Damaging. not wrong or even ridiculous, but damaging.

Brown’s president, Christina H. Paxson, announced that the university would hold a simultaneous, competing talk to provide “research and facts” about “the role of culture in sexual assault.”

I have no doubt that survivors of rape on that campus may have a hard time hearing that debate. It might bring back painful memories and shame. However, there is something terrifying about deeming any idea, any discussion about serious topics damaging so that it is out of bounds for discussion. Note also that if the feminist had simply given a talk without an opponent there would not have been all this worry about emotional trauma.

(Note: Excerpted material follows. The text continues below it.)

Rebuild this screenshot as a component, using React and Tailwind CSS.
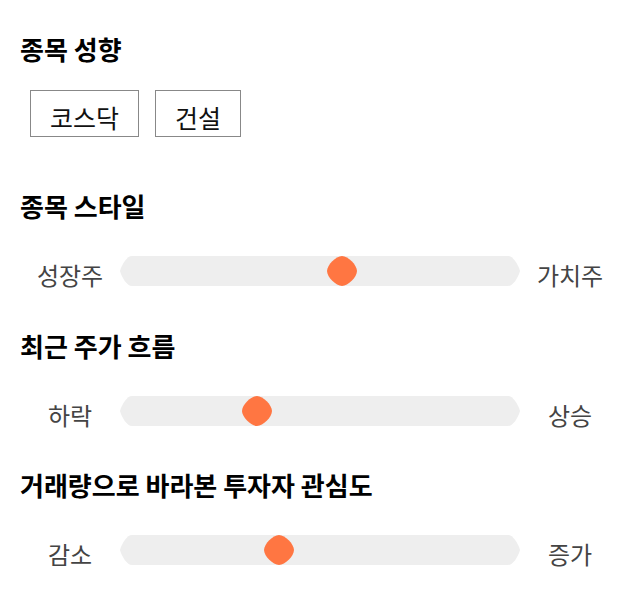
import { useState } from "react";

const sliders = [
  { title: "종목 스타일", left: "성장주", right: "가치주", value: 56, gap: "mt-[54px]" },
  { title: "최근 주가 흐름", left: "하락", right: "상승", value: 33, gap: "mt-[45px]" },
  { title: "거래량으로 바라본 투자자 관심도", left: "감소", right: "증가", value: 39, gap: "mt-[44px]" },
];

function Thumb({ value }) {
  // track is 400 wide, thumb 30 -> travel of 370
  return (
    <svg
      width="30"
      height="30"
      viewBox="0 0 30 30"
      className="absolute top-0"
      style={{ left: `${(value / 100) * 370}px` }}
    >
      <path
        d="M15 0C21 0 30 9 30 15C30 21 21 30 15 30C9 30 0 21 0 15C0 9 9 0 15 0Z"
        fill="#ff7642"
      />
    </svg>
  );
}

function Slider({ left, right, value }) {
  return (
    <div className="flex h-[30px] px-[20px]">
      <span className="w-[100px] mt-[4px] text-center text-[24px] leading-[30px] text-[#444]">
        {left}
      </span>
      <div className="relative w-[400px] h-[30px]">
        <svg width="400" height="30" viewBox="0 0 400 30" className="block">
          <path
            d="M12 0H388C393 0 398 8 400 15C398 22 393 30 388 30H12C7 30 2 22 0 15C2 8 7 0 12 0Z"
            fill="#eeeeee"
          />
        </svg>
        <Thumb value={value} />
      </div>
      <span className="w-[100px] mt-[4px] text-center text-[24px] leading-[30px] text-[#444]">
        {right}
      </span>
    </div>
  );
}

export default function App() {
  const [tags] = useState(["코스닥", "건설"]);

  return (
    <div
      className="w-[640px] h-[606px] bg-white pt-[34px] overflow-hidden"
      style={{ fontFamily: '"Noto Sans CJK KR", "Noto Sans", sans-serif' }}
    >
      <h2 className="pl-[20px] text-[26px] leading-[30px] font-bold text-black">종목 성향</h2>

      <div className="flex gap-[16px] pl-[30px] mt-[26px]">
        {tags.map((tag) => (
          <div
            key={tag}
            className="h-[47px] border border-[#888] px-[19px] pt-[11px] pb-[4px] text-[25px] leading-[30px] text-[#111]"
          >
            {tag}
          </div>
        ))}
      </div>

      {sliders.map((s) => (
        <div key={s.title}>
          <h2 className={`${s.gap} pl-[20px] text-[26px] leading-[30px] font-bold text-black`}>
            {s.title}
          </h2>
          <div className="mt-[35px]">
            <Slider left={s.left} right={s.right} value={s.value} />
          </div>
        </div>
      ))}
    </div>
  );
}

Otherwise, we’d have to worry just as much about the competing “facts-based talk.” It was the inclusion of someone who disagreed with the concept of “rape culture” who set off emotional ambulance chasers. As if rape survivors, poor damaged things, could never separate their experience from an intellectual and sociological discussion of rape on college campuses. No, the only remedy for such trauma is a safe space where only safe words are used:

Meanwhile, student volunteers put up posters advertising that a “safe space” would be available for anyone who found the debate too upsetting.

This safe space would be soothing and include, “cookies, coloring books, bubbles, Play-Doh, calming music, pillows, blankets and a video of frolicking puppies, as well as students and staff members trained to deal with trauma.” One student rape survivor said she was glad for the safe haven from the emotional trauma of the debate. “I was feeling bombarded by a lot of viewpoints that really go against my dearly and closely held beliefs,” Ms. Hall said.


 It wasn’t the reminder of her experience of rape that was traumatizing, it was the trauma of viewpoints different than hers. This is post-modern culture eating its own young. Students have so absorbed the narrative of ideas being unsafe that even being exposed to contrary viewpoints is a harm to them.

At Oxford University’s Christ Church college, an abortion debate was cancelled because feminists complained that both debaters were men. However what should really scare you what the treasurer of Christ Church’s student union said:

“I’m relieved the censors have made this decision,” said the treasurer of Christ Church’s student union, who had pressed for the cancellation. “It clearly makes the most sense for the safety — both physical and mental — of the students who live and work in Christ Church.”

Shulevitz does explain that some of this hypochondria may be tactical. Freedom of Speech is on the side of the speakers. As the Foundation for Individual Rights in Education has proved time and again, if student pressure universities to censor ideas, the cases will die quick and quiet in the courts. However, if the censorship is on the grounds of psychological trauma, the universities are charged in Title VII and Title IX of the civil rights act, to prevent a hostile environment. So students who claim emotional trauma will be more likely to grease the wheels of power than those who seek censorship on ideological grounds.

We are watching a viral mutation of democratic dialogue before our eyes. Just last year, a Harvard student proposed that we trade academic freedom for a little “academic justice” and censor any research deemed “oppressive.” Now we are asked to trade justice for health. And who can argue with an injured person?

What scares me is that this is the death of rational inquiry and by extension the death of public discourse. Can we imagine a generation who react to our even attempting to share the Christian worldview not with anger or indifference but with the protestations of the injured. And if our Christian ideas are injurious, then its only a short leap over the First Amendment to say as a matter of public safety, there should be no public dissemination of them..

Shulevitz sees the writing on the wall. “Once you designate some spaces as safe, you imply that the rest are unsafe. It follows that they should be made safer.”

Tyranny has flowered previously in far less hospitable ground.